» **What is asked**
Retype all of the listing exactly, passing over any picture you find.

» **Dataset excerpt**
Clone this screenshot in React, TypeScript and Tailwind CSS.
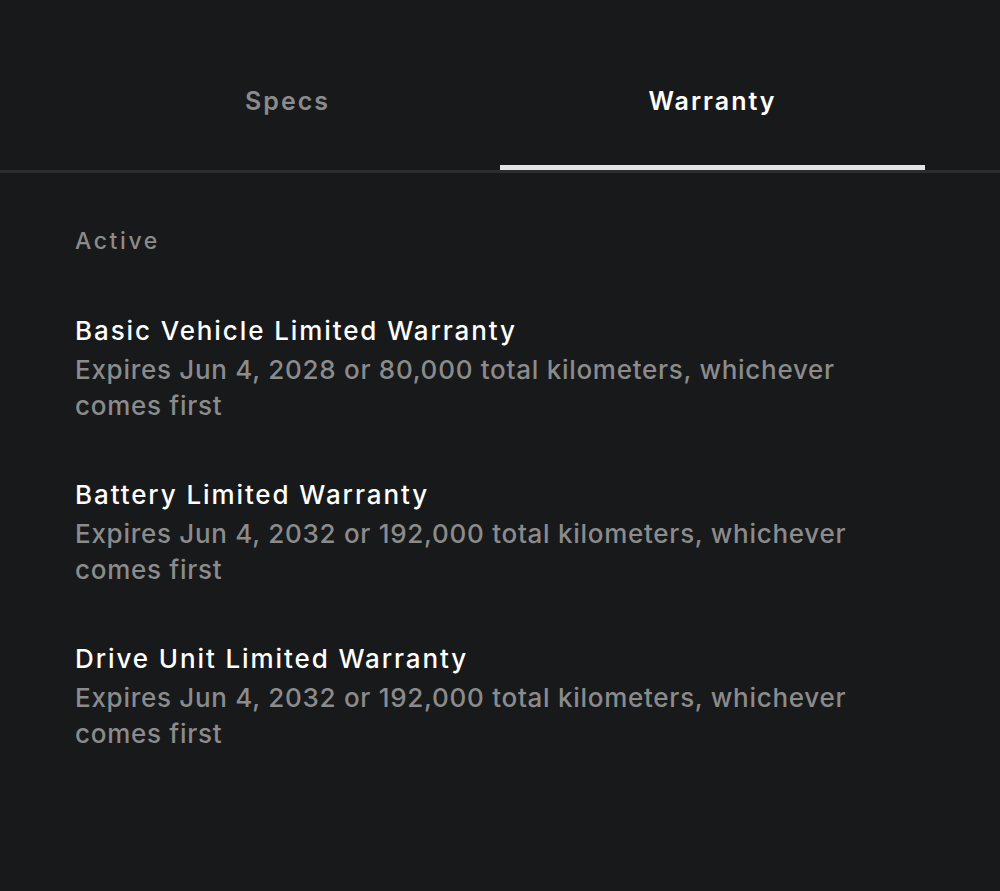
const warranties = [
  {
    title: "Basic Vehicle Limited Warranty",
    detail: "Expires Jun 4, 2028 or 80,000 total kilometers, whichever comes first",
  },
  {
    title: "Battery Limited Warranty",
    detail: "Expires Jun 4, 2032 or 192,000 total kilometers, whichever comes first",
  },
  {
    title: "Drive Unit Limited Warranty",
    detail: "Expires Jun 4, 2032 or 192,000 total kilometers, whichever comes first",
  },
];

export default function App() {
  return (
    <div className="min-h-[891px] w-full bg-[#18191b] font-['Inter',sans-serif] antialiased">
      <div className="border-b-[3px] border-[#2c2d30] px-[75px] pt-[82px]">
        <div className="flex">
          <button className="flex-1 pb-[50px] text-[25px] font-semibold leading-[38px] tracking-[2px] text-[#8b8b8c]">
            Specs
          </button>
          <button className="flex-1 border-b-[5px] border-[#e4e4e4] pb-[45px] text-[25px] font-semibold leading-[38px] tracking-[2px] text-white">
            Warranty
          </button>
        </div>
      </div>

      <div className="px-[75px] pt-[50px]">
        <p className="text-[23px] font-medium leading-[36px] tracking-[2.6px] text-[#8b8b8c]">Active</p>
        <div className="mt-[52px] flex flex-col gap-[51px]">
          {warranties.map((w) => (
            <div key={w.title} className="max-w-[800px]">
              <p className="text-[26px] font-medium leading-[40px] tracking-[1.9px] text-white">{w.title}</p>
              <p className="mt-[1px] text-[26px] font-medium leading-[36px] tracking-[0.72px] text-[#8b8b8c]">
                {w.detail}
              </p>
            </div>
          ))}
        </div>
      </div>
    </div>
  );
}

» **Answer in full**
Clone this screenshot in React, TypeScript and Tailwind CSS.
const warranties = [
  {
    title: "Basic Vehicle Limited Warranty",
    detail: "Expires Jun 4, 2028 or 80,000 total kilometers, whichever comes first",
  },
  {
    title: "Battery Limited Warranty",
    detail: "Expires Jun 4, 2032 or 192,000 total kilometers, whichever comes first",
  },
  {
    title: "Drive Unit Limited Warranty",
    detail: "Expires Jun 4, 2032 or 192,000 total kilometers, whichever comes first",
  },
];

export default function App() {
  return (
    <div className="min-h-[891px] w-full bg-[#18191b] font-['Inter',sans-serif] antialiased">
      <div className="border-b-[3px] border-[#2c2d30] px-[75px] pt-[82px]">
        <div className="flex">
          <button className="flex-1 pb-[50px] text-[25px] font-semibold leading-[38px] tracking-[2px] text-[#8b8b8c]">
            Specs
          </button>
          <button className="flex-1 border-b-[5px] border-[#e4e4e4] pb-[45px] text-[25px] font-semibold leading-[38px] tracking-[2px] text-white">
            Warranty
          </button>
        </div>
      </div>

      <div className="px-[75px] pt-[50px]">
        <p className="text-[23px] font-medium leading-[36px] tracking-[2.6px] text-[#8b8b8c]">Active</p>
        <div className="mt-[52px] flex flex-col gap-[51px]">
          {warranties.map((w) => (
            <div key={w.title} className="max-w-[800px]">
              <p className="text-[26px] font-medium leading-[40px] tracking-[1.9px] text-white">{w.title}</p>
              <p className="mt-[1px] text-[26px] font-medium leading-[36px] tracking-[0.72px] text-[#8b8b8c]">
                {w.detail}
              </p>
            </div>
          ))}
        </div>
      </div>
    </div>
  );
}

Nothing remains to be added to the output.